First, it's helpful to develop some geometric intuition about how this UV projection algorithm works. We define a 2D UV space using the \$PMN\$ points to form our origin and basis vectors:
- Point \$P\$ corresponds to (u, v) = (0, 0)
- Point \$M\$ corresponds to (u, v) = (1, 0)
- Point \$N\$ corresponds to (u, v) = (0, 1)
Then we project that UV space along the normal perpendicular to the plane of \$\triangle PMN\$, onto \$\triangle ABC\$.
My answer to the earlier question shows how to find a particular choice of \$\triangle PMN\$ in the plane of \$\triangle ABC\$ itself. Let's call them \$P_0\$, \$M_0\$, \$N_0\$. We can use this as the starting point of our search for other \$\triangle PMN\$ candidates.
First, check a small sphere or box around \$P_0\$, \$M_0\$, and \$N_0\$. If you already have a vertex in all three spots (maybe even the vertices of \$\triangle ABC\$ itself) then we can just use those and skip any wider search.
If we don't have a good candidate there, then we can look at each candidate point P that's not in \$\triangle ABC\$'s plane.
For each such candidate \$P\$, take the vector \$P - P_0\$. This forms our projection axis, the normal to the plane of \$\triangle PMN\$. We can use that to find the positions where \$M\$ and \$N\$ would need to be:
$$\begin{align}
M = M_0 + t (P - P_0) \quad \text{such that} \quad(M - P) \cdot (P - P_0) &= 0\\
(M_0 + t(P - P_0)) \cdot (P - P_0) &= 0\\
M_0 \cdot (P - P_0) + t (P - P_0)^2 &= 0\\
t (P - P_0)^2 &= M_0 \cdot (P_0 - P)\\
t &= \frac {M_0 \cdot (P_0 - P)}{(P_0 - P)^2}
\end{align}$$
...and likewise for \$N\$.
Check a small sphere or box around these points to see if you have a suitable vertex in your mesh. If both check out, then you have a candidate \$\triangle PMN\$.
If you find multiple candidates, you can score them by computing the UVs each candidate triangle assigns to \$A\$, \$B\$, and \$C\$, and summing the squared error. Choose the candidate with the least error.

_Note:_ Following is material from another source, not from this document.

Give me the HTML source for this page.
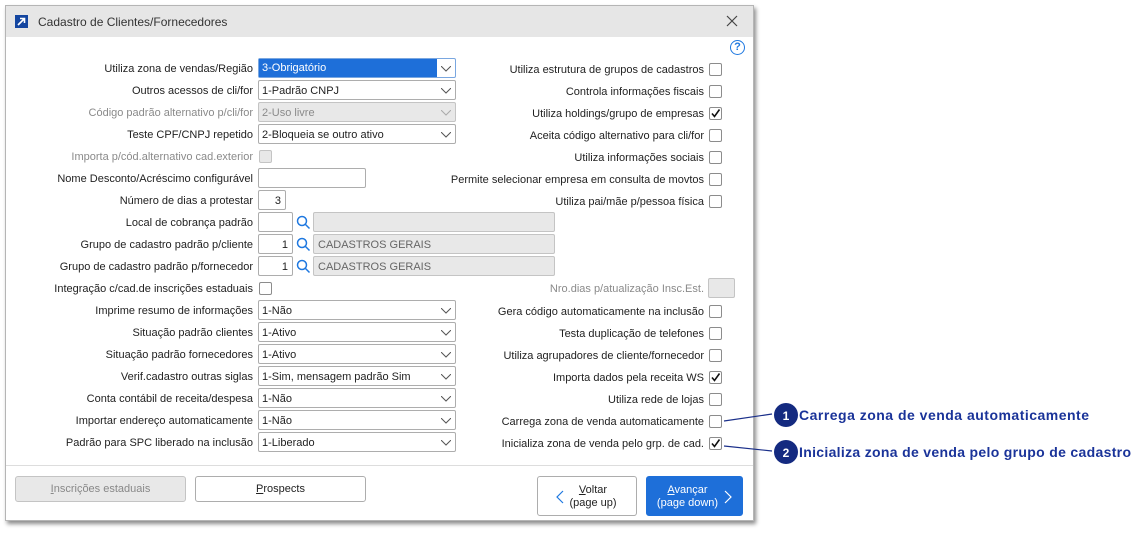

If you continue this search to check all candidate \$P\$ vertices in your mesh, then it scales as \$O(n)\$, a major improvement over \$O(n^3)\$ checking every possible triangle.
And you can restrict this search to a subset of promising candidates \$P\$ for further savings. Ideally we want to find a \$\triangle PMN\$ that's reasonably close to \$\triangle ABC\$ - otherwise when we do the subtractions we could get catastrophic cancellation that lowers our precision. And we'd like its plane to be roughly parallel to \$\triangle ABC\$, so we don't lose precision to a shallow oblique projection.
With those two constraints in mind, searching a double-cone of restricted height, with its point at \$P_0\$ and its axis perpendicular to the plane containing \$\triangle ABC\$ should cover the best candidates. You can adjust the cone's angle and maximum height to widen your search to less-promising candidates if your initial pool lacks good matches.